Tratamentos somáticos

Estimulação do nervo vago

Um dispositivo implantado à pele, semelhante a um marcapasso, é capaz de estimular o nervo vago e trazer benefício em depressões resistentes a tratamento.

Estimulação magnética transcranial

É um tratamento promissor, que estimula eletricamente regiões corticais sem causar convulsões ou exigir anestesia. O tratamento é administrado diariamente por algumas semanas, e tem poucos efeitos colaterais.

Fototerapia

Envolve a exposição do paciente a luzes fortes durante a manhã. Tem efetividade especial na depressão sazonal, mas também é útil em distúrbios de sono. Pode causar (hipo)mania.

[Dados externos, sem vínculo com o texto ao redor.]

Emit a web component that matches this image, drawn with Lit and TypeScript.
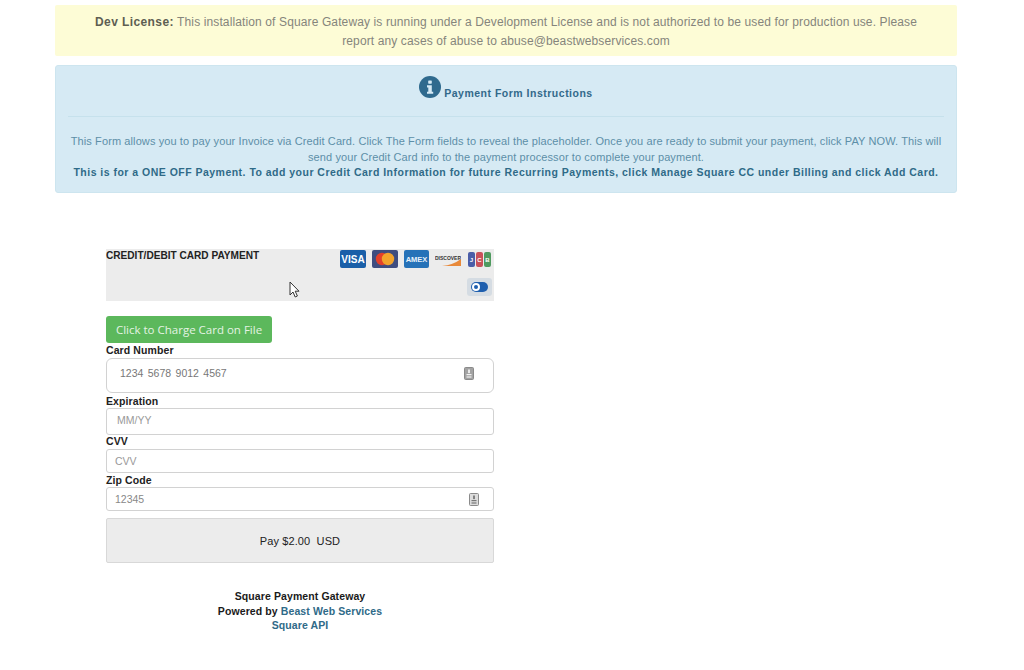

Eletroconvulsoterapia (ECT)

É realizada sob anestesia, e indicada para depressão resistente à farmacoterapia. Pode causar amnésia, que tipicamente resolve-se a curto ou médio prazo.

Psicoterapia

Terapia cognitiva

O objetivo é auxiliar o paciente a encontrar padrões cognitivos negativos, e aliviar e prevenir a recorrência de episódios depressivos ao desenvolver padrões mais flexíveis e positivos de pensamento. Tem eficácia aparentemente semelhante à da farmacoterapia.

Terapia interpessoal

Concentra-se na resolução de problemas interpessoais que possam contribuir para os sintomas depressivos, e pode ser a psicoterapia mais efetiva em episódios severos quando opta-se por excluir a farmacoterapia.

Terapia comportamental

Dados experimentais limitados sugerem sua eficácia no TDM. Baseia-se em ensinar ao paciente padrões mais adaptativos de comportamento.

Terapia psicanalítica

Não é tão bem estudada, e demora mais tempo, mas um ensaio controlado aleatorizado indicou eficácia semelhante à da terapia cognitiva.

Terapia de família

Não é tão efetiva quanto terapias individuais, devendo ser considerada quando o transtorno de humor do paciente prejudica seriamente seu funcionamento familiar.

Referência(s)

BOLAND, Robert; VERDUIN, Marcia L.. Kaplan & Sadock’s Synopsis of Psychiatry, 12. ed. Philadelphia: Wolters Kluwer, 2022.